Last month, followers of that doyen of the Turkish Islamist movement, former Prime Minister Necmettin Erbakan, formed their own party, known as Saadet, meaning "Contentment" or "Felicity." Erbakan was barred from politics for five years in 1998 and has appointed Recai Kutan, a former aide, as caretaker chairman of the party until his ban expires in 2003. But Erbakan will turn 75 in October. In recent years his traditional grassroots supporters have steadily turned to the younger generation of Islamists.

AKP enjoys better omens than its rival. Saadet has 48 deputies in Turkey's 550-seat unicameral parliament; AKP has 51. But opinion polls suggest that Saadet is likely to win under five percent of the vote in the next general election, while AKP could expect to win 35-40 percent: enough to bring it to power in its own right. Accordingly, Erdogan has become both the hope of Turkey's Islamists (particularly in rural areas and the shanty towns that encircle Turkey's cities), and the bane of the country's secularists, who dread that he will introduce a political system based on Islamic law.

In a rousing 40 minute speech to launch the new party last week, Erdogan deliberately played down any references to religion, choosing instead to emphasise the AKP's commitment to democracy, freedom of expression and open government and its determination to combat corruption and nepotism. To underline the AKP's commitment to "enlightenment", Erdogan revealed the party's emblem, a shining yellow light bulb. But he also promised that the party would not only represent the people but be drawn from the people. "All members of the party will smell of the earth, of knowledge and of Anatolia," Erdogan said.

Erdogan went on to stress the AKP's commitment to Turkey's application for EU membership. "This means that European standards will be introduced to Turkey," he said. "Instead of our young people going to Europe, we shall bring Europe to Turkey."

In a further nod to the secularists, the hall in which the launch ceremony took place was draped with a large poster of Kemal Atatürk, the founder of the Turkish republic, whose state ideology is based on a rigid, uncompromising secularism. Not only did the AKP members observe a minute's silence in memory of Atatürk, a day after the launch ceremony on 14 August, party leaders visited his tomb to pay homage. This was the first ever such visit by the leadership of an Islamist party.
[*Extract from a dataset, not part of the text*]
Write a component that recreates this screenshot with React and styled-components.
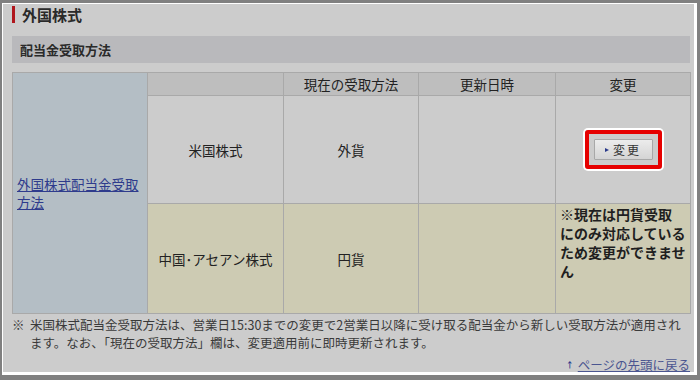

The reverence shown to Atatürk has wrong-footed Erdogan's secular opponents. But it has only increased their suspicions that he is hiding his true intentions until a more auspicious time. During the early 1990s, Erdogan frequently declared that the Koran was his only reference and once famously described democracy as a tram which one rode until one reached one's true destination. In 1998, he served four months in prison after publicly reciting a poem which mixed religious and military imagery.

"A leopard doesn't change his spots," said one secularist businessman. "At the moment Erdogan is saying the right things, but we still don't know what he is really thinking."

Erdogan's opponents are unlikely to give him the benefit of the doubt. Earlier this month, Rahmi Koc, Turkey's richest tycoon, went on television to accuse Erdogan of having accumulated over a billion dollars in donations from foreign and Turkish sympathisers. Several secularist newspapers are running campaigns to try and show that far from being a scourge of venality, Erdogan awarded municipal contracts to his political supporters while mayor of Istanbul from 1994-1998. Neither Koc nor the secularist media have yet produced any conclusive evidence to prove their claims. But AKP leaders are aware that a concerted smear campaign will eventually begin to sow doubt in the minds of some of the party's supporters.

"We are doing very well in the polls at the moment," said AKP deputy chairman Abdullah Gul. "But we know that unless new elections are held soon, some of this support might fade."

The importance of the timing of elections has not been lost on Turkey's rigorously secularist military. "Turkey is experiencing the worst economic crisis in the republic's history," said a source close to the military. "Under the current circumstances of course Erdogan will benefit. As a result, we don't think that early general elections would be to the country's benefit," he said.